■ Exercise aim
Check every line below for the word "size" and copy each one that has it.

___

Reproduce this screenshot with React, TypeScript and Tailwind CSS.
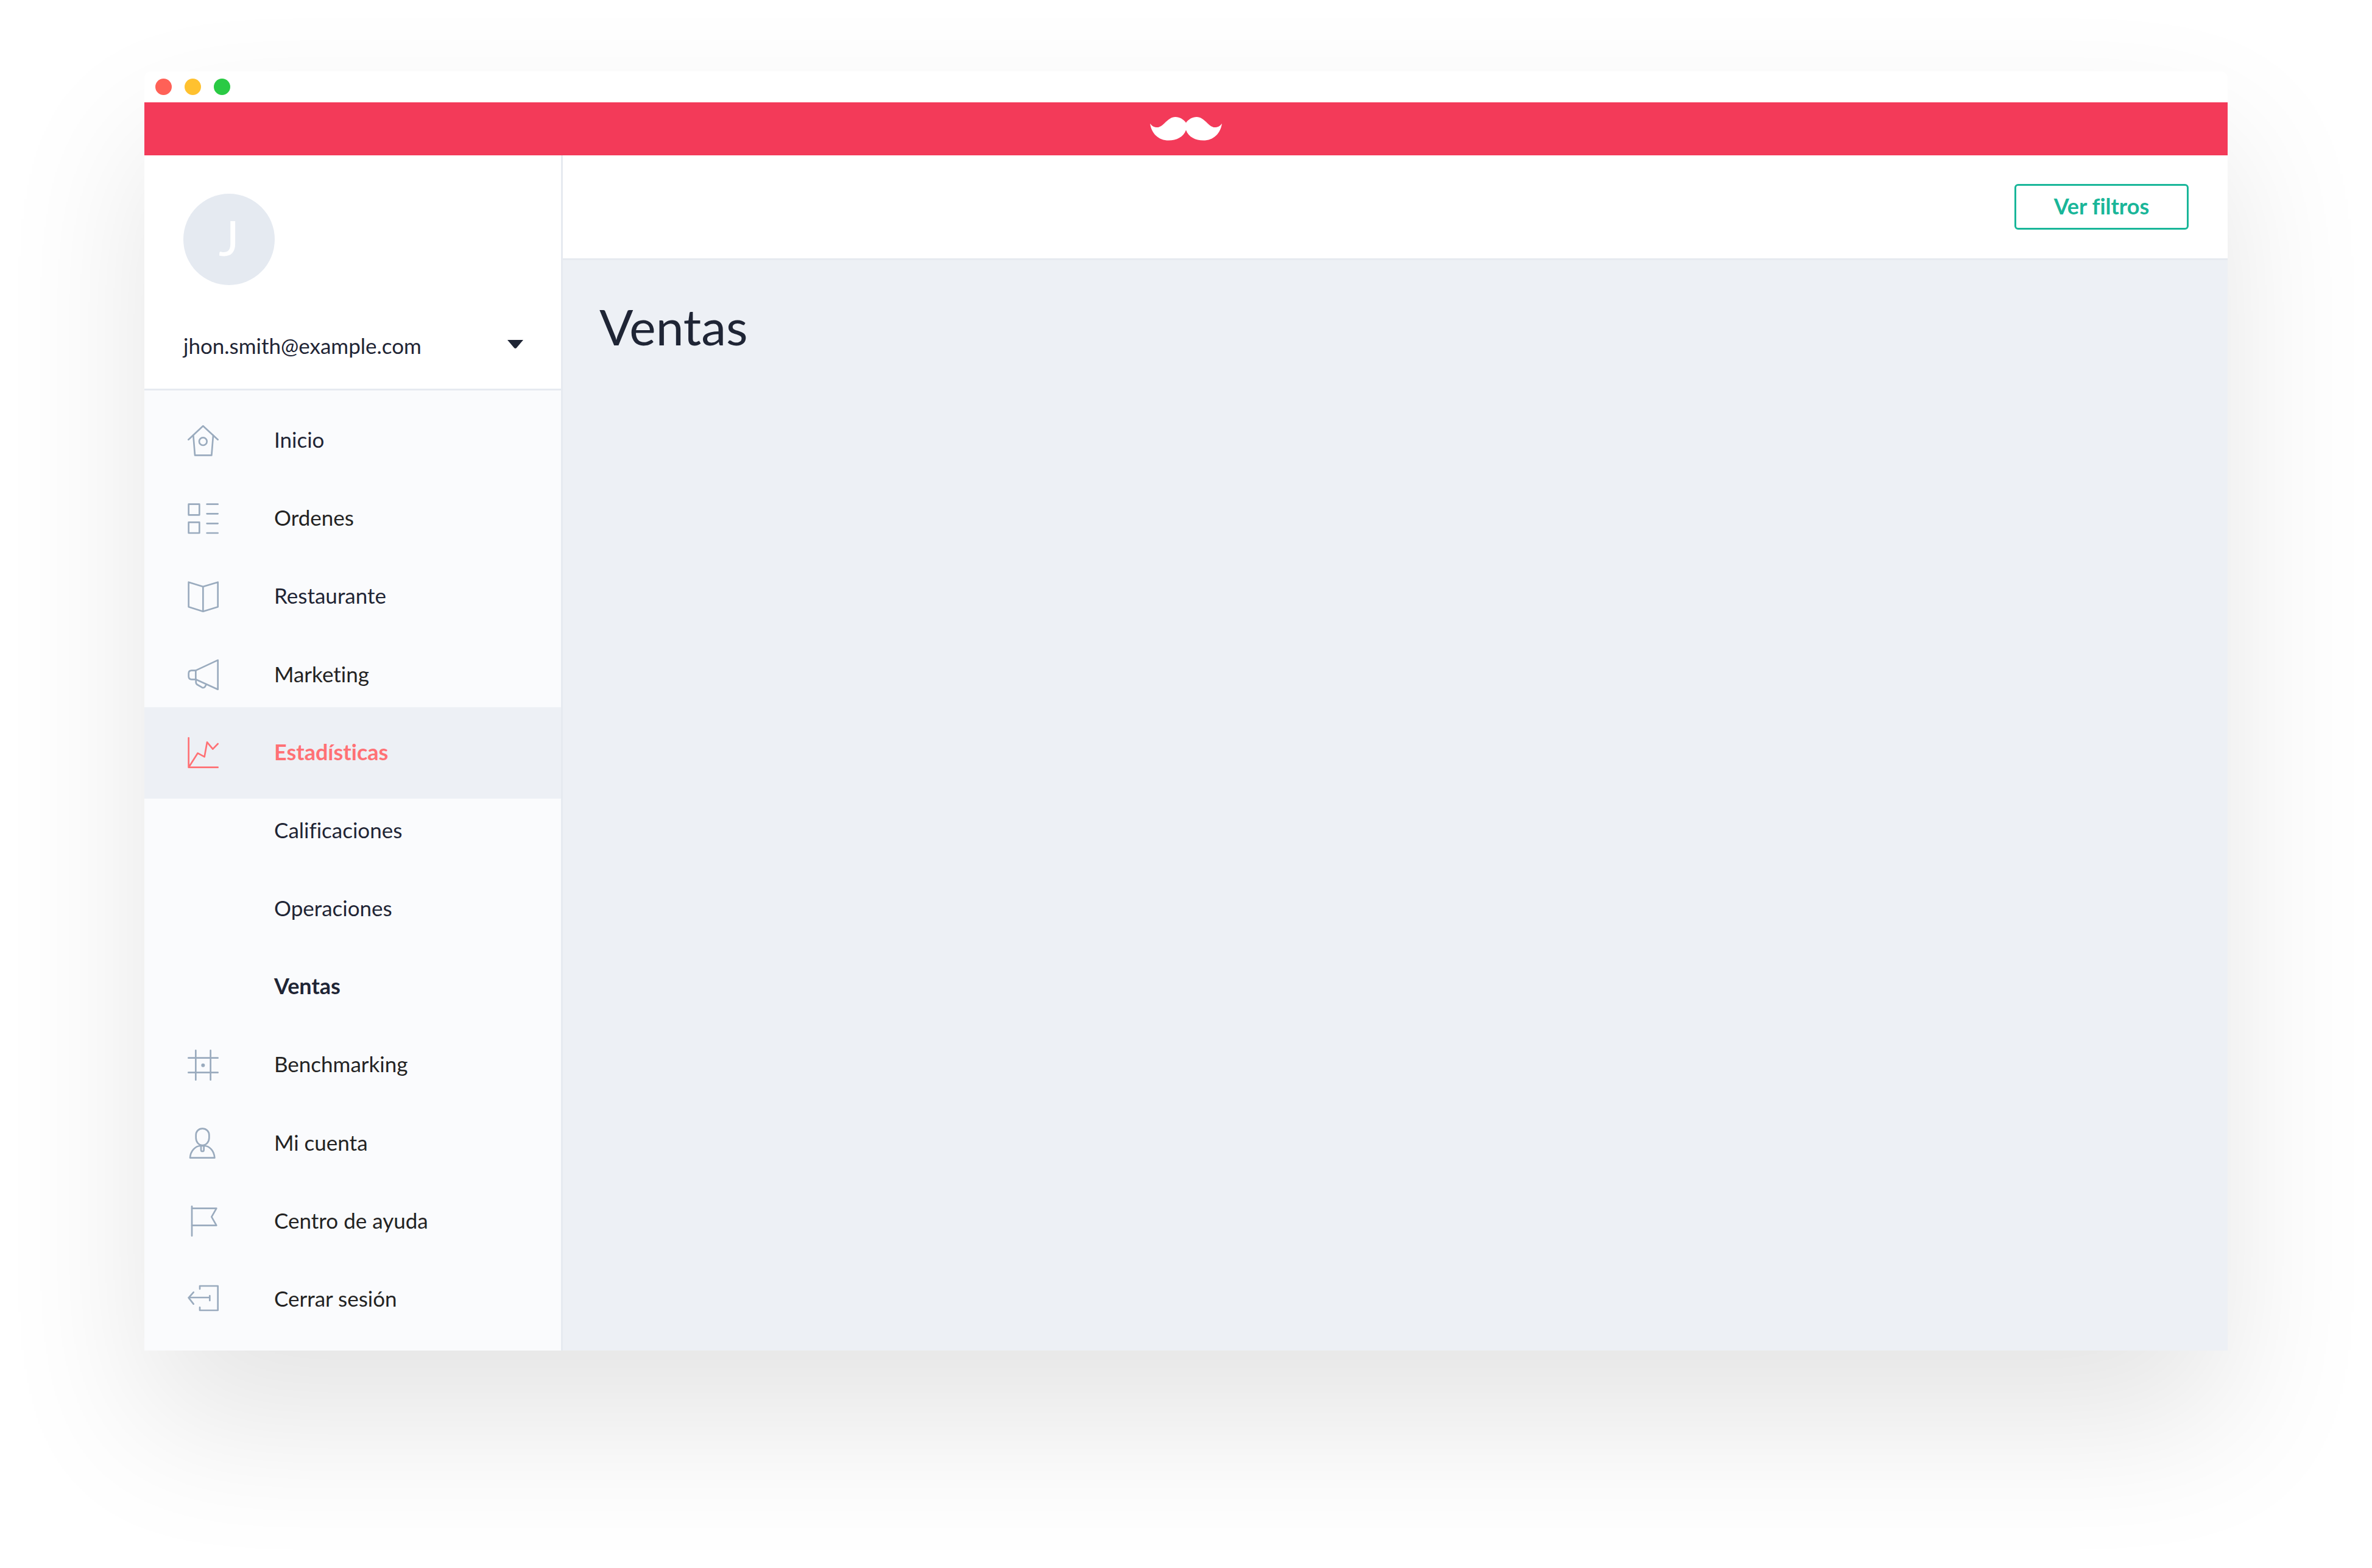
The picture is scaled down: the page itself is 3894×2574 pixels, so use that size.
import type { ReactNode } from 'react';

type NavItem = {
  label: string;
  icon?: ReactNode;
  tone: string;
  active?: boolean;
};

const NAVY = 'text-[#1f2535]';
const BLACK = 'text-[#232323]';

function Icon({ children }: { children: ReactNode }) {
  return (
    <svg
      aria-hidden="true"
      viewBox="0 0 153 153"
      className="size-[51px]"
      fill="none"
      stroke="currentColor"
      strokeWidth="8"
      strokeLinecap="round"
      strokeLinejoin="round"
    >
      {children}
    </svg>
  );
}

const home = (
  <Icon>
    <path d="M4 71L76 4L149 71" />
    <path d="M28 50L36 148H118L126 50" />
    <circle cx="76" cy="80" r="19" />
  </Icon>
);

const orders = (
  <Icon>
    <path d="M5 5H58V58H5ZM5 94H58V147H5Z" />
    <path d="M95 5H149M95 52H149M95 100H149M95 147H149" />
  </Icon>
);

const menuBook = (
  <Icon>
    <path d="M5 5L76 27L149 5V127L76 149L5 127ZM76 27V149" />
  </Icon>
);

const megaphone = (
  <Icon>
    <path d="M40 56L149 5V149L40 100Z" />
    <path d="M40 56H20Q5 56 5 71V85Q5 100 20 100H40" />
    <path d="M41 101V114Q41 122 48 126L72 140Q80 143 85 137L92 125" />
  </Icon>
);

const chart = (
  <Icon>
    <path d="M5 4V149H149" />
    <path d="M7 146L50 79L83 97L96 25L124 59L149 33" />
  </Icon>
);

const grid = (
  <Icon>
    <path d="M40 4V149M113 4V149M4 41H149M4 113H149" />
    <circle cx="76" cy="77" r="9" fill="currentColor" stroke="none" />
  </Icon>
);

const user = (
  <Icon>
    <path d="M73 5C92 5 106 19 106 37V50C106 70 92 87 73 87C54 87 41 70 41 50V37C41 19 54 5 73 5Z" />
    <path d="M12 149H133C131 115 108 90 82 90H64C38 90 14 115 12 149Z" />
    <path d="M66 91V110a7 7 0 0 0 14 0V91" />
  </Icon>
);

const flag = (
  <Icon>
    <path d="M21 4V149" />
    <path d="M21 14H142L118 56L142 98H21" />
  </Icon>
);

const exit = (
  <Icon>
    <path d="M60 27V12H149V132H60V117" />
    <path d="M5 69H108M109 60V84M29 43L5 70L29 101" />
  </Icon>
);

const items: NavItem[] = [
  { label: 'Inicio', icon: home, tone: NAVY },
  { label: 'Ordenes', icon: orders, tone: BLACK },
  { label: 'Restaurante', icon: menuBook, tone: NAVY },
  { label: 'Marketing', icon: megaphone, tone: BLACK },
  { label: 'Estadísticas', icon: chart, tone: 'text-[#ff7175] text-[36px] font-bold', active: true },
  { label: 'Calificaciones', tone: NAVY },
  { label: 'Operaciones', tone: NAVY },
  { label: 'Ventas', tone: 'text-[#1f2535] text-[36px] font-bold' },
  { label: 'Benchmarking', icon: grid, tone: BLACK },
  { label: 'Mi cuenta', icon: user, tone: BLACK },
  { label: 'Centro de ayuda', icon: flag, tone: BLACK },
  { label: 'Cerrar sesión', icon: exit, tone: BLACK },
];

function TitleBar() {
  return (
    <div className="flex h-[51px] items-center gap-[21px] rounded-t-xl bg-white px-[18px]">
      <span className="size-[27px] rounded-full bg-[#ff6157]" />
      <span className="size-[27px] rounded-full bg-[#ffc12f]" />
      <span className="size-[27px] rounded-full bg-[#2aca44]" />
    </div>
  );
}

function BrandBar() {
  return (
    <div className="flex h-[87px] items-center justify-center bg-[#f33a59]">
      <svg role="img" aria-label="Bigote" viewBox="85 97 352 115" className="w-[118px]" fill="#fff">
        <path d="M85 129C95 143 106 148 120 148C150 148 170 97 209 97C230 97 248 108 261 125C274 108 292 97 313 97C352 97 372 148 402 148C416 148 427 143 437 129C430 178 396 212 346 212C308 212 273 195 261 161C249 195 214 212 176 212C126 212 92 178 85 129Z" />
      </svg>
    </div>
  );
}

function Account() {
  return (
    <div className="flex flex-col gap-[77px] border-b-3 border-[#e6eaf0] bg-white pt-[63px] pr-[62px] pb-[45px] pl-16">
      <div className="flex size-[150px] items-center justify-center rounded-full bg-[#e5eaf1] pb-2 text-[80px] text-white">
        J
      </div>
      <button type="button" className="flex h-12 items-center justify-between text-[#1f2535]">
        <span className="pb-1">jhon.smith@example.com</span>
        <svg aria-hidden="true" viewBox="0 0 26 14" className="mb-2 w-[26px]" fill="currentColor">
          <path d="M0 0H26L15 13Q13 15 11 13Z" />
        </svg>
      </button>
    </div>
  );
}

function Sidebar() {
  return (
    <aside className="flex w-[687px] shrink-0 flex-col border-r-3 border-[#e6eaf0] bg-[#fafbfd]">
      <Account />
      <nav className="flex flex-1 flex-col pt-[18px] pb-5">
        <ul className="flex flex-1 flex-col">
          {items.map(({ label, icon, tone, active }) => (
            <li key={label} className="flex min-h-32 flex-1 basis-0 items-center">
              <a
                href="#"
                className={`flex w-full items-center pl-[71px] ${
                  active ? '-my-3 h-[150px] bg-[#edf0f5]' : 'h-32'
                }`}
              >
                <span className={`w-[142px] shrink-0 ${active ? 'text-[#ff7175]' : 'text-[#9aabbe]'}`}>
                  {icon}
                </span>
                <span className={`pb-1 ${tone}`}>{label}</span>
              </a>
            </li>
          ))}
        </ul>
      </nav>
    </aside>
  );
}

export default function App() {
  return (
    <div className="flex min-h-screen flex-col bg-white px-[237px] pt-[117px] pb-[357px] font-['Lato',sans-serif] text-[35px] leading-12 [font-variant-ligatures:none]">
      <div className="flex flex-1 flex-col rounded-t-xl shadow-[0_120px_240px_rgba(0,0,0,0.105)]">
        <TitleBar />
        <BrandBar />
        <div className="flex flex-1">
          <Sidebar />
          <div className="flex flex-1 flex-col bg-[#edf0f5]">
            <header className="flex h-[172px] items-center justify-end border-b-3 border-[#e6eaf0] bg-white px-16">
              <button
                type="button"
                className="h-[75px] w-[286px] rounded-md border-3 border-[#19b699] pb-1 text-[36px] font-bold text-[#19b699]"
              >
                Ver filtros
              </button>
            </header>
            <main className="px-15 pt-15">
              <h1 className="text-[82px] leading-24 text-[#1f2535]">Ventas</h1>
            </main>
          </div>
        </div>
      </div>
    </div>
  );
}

___

■ Answer for this exercise
The picture is scaled down: the page itself is 3894×2574 pixels, so use that size.
      className="size-[51px]"
      <span className="size-[27px] rounded-full bg-[#ff6157]" />
      <span className="size-[27px] rounded-full bg-[#ffc12f]" />
      <span className="size-[27px] rounded-full bg-[#2aca44]" />
      <div className="flex size-[150px] items-center justify-center rounded-full bg-[#e5eaf1] pb-2 text-[80px] text-white">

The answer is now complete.